Where Oh Where Have My GAA-FETs Gone Edition

Tech News

  • How much memory did home computers realistically have in 1983?  The C64 came out in 1982, so that's one datapoint.  The C128 came out in 1985.

    But the Atari 1040ST came out in 1986.  The Amiga 1000 in 1985 had 768K with the 256K expansion module.  By the time I bought mine at the start of 1987 that shipped as standard but I don't know when that started.

    If you look up the specs it will say that it came with 256K on board plus 256K on the expansion module, but that's not quite true.  The OS ROMs weren't ready at launch, or indeed 18 months later, and the system came with an extra 256K of RAM instead so you could load what should have been there from a "Kickstart" disk.  Installing the ROMs - kits became available in 1987 - turned that 256K into usable fast RAM.

    I'm not sure if the A1000 ever shipped without that extra 256K of RAM, though the A500 shipped with 512K RAM and working ROMs.

    So 128K in 1983 and 256K in 1984 is not entirely unreasonable.  By mid-85 256K was something you could patch into hardware because the software wasn't ready.

    Here's a handy collection of old Bytes on Archive.org.

    I found the hard data I needed in - of all places - the New York Times.  In June 1983 - dead centre on my imaginary time window - 256k DRAMs were sampling but not yet in production, and 64k chips were $4.50 each.

    So 128k would run $72, and 256k $144.  Plus another 25-50% if we're using 10-bit bytes, depending on whether we're using x1 or x4 chips.  By comparison the C64 launched at $599 but the price came down pretty fast.

    Since 256k chips were sampling in June '83, I can reasonably posit that the Imagine 1000 - which seems like as good a name as any for a fictitious 10-bit system - was designed from the start to be upgraded from 64k to 256k chips. 

    Using 3 4416 chips per bank to give 10 bits plus parity, 24 chips could provide the original system with 128k in total, while the Model B could come with half that number of chips but double the memory.  And the Model A could be upgraded to a maximum of 512k with a simple chip swap.

    That works.  Why did no-one make this thing?  Not that I had remotely that much money as a kid...

    Update: In the March '83 issue of Byte there are adds for 64k memory upgrades (with parity) for $50, and the C64 could be found for $299 after rebate.

  • TSMC's 3nm node will stick with FIN-FETs, with GAA pushed back to 2nm.  (AnandTech)

    I don't remember if TSMC had previously said that 3nm would be GAA, or just spoken of 3nm and GAA in the same breath and the rest was speculation.

    Oh, and 2nm is coming.


  • A sneak peek at Tiger Lake does show a single-threaded / IPC advantage over Zen 2.  (Tom's Hardware)

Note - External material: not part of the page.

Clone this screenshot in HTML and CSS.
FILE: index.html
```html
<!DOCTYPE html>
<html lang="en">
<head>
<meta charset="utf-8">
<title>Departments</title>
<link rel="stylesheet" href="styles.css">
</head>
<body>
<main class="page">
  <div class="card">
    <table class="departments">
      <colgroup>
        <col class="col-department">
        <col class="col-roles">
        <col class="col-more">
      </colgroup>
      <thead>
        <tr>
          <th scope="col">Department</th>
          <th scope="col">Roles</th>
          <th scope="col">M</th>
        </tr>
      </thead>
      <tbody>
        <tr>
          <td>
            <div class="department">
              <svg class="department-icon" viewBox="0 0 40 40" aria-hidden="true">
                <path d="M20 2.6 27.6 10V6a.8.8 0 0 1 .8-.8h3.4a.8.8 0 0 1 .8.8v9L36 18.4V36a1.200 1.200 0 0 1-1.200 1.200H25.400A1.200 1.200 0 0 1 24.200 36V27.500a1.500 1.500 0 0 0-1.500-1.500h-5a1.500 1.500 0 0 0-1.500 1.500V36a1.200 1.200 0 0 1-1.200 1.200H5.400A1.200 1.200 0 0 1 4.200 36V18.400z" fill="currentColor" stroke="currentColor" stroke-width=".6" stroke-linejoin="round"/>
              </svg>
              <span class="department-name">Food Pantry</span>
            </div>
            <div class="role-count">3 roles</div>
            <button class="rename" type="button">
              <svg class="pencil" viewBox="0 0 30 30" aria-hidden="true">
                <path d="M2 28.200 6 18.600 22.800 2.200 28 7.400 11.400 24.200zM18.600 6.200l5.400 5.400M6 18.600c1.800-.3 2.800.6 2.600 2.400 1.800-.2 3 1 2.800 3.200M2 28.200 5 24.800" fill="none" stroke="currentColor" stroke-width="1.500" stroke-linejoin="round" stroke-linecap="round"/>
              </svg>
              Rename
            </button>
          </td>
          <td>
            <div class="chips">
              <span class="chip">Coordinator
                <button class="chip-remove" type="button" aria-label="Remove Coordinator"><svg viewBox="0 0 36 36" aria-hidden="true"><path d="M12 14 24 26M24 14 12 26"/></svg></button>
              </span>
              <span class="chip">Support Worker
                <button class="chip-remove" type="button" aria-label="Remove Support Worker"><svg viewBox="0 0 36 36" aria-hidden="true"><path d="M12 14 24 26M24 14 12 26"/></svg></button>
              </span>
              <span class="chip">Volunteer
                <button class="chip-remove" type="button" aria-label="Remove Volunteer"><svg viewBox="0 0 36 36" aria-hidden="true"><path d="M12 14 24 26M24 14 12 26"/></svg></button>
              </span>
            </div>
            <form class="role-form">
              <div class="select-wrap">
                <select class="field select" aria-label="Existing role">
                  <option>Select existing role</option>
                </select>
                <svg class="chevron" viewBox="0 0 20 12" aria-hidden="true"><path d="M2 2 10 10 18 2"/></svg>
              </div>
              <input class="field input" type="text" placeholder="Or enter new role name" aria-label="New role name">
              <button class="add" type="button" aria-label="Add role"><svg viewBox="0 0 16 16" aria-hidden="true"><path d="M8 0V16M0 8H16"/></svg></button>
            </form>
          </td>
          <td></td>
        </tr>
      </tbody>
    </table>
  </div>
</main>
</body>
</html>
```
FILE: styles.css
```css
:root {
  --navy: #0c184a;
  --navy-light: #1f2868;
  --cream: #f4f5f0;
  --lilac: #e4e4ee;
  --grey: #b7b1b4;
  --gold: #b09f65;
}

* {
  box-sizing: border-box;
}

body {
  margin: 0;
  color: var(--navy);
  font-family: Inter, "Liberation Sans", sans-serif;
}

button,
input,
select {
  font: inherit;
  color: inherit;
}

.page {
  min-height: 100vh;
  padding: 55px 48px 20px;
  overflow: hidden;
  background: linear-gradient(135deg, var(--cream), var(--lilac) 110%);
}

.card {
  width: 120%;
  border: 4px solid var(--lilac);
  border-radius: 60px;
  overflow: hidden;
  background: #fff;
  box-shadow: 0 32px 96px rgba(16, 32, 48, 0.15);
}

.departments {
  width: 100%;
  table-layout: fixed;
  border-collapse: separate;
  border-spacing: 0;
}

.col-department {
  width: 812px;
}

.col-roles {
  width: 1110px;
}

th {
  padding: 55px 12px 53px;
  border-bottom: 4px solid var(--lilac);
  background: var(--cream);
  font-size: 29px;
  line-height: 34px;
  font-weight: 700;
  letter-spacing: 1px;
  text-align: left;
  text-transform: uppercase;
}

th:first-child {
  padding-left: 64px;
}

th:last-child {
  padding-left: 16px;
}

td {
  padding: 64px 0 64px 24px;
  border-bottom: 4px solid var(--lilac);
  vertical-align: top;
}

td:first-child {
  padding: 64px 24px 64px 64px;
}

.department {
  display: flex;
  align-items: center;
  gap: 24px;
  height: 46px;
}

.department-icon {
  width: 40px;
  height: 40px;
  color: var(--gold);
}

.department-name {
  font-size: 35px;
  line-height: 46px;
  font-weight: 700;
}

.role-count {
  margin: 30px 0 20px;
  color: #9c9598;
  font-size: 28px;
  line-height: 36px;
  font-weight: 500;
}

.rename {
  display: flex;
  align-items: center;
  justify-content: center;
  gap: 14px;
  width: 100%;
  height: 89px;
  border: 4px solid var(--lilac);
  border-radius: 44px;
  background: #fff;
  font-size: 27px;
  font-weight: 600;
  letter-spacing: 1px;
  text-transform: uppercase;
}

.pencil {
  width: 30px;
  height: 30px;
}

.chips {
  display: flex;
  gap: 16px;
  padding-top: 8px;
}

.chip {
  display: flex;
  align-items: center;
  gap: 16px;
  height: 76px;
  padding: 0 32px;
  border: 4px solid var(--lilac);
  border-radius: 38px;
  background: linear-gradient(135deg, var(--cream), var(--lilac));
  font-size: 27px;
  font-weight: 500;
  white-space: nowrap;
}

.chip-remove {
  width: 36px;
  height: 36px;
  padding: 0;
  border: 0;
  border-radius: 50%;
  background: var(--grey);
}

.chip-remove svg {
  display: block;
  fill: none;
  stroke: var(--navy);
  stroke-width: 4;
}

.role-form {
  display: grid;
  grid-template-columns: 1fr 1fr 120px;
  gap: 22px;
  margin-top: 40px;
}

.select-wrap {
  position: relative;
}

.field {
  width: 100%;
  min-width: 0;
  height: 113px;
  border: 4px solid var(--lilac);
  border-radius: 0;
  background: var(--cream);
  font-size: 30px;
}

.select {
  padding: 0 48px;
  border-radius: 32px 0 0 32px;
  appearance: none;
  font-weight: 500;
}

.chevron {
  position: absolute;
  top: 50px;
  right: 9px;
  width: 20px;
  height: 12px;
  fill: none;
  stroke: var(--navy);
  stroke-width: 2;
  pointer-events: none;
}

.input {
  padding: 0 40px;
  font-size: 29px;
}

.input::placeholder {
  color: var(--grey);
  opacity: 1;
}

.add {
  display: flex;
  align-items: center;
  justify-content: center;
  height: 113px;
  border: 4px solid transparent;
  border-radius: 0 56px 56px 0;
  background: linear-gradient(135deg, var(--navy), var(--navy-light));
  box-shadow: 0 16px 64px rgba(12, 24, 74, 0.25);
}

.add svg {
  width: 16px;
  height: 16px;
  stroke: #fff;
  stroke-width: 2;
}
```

    Single-threaded performance is on the order of 5% better than a Ryzen 4300U, and since this particular Tiger ran at a lower clock speed, IPC is around 10% better.  On multi-threaded workloads the 4-core/4-thread Ryzen 4300U was 45% faster than this 2-core/4-thread Tiger Lake chip, so AMD will retain a very comfortable multi-threaded lead even while we wait for Zen 3.

    Intel is also expected to catch up on the graphics side with these new chips, but the leaked benchmarks don't say anything about that.


  • Salesforce recorded a record quarter and immediately laid off 1000 staff.  (Tech Crunch)

    Uh.  Timing is everything, guys.


  • The share price of Fucking Elastic, makers of Fucking Elasticsearch, is at an all-time high.  (WCCFTech)

    No, I am not at all annoyed with the deliberately-introduced deficiencies of Fucking Elasticsearch.  No, I didn't spend yesterday working around a broken-as-designed upgrade that wrecked application features that used to run just fine.  Why do you ask?


  • Milan will be up to 20% faster than Rome, sort of.  (WCCFTech)

    Rumours have been pretty consistent that Zen 3 has 10-15% better IPC than Zen 2, with the other 5-10% coming from minor clock speed improvements similar to the slight nudges we saw with the 3800XT.

    It looks like L3 cache remains the same, but L2 cache has doubled, which would contribute to those IPC gains and help reduce contention on the new unified L3 cache.

    Meanwhile Genoa is due by 2022 with "more than 64 cores", Zen 4, DDR5, and PCIe 5.0.


  • Arwes makes your application look like it belongs in the 21st century.  (Arwes.dev)

    The 21st century as seen in the 1980s, anyway, which - looking at you, 2020 - was more optimistic than accurate.


  • ArangoDB 3.7 supports JSON Schemas and other good stuff.  (ZDNet)

    It's a multi-model database - relational, object, document, graph, whatever - though currently pushing the graph features and its use case as a machine learning back-end, because that is the new hotness this month.

    I've followed its progress but not actually used it, so can't say how well it really holds up.


Disclaimer: You know you've really fucked up when experienced engineers are thinking of replacing your product with MongoDB.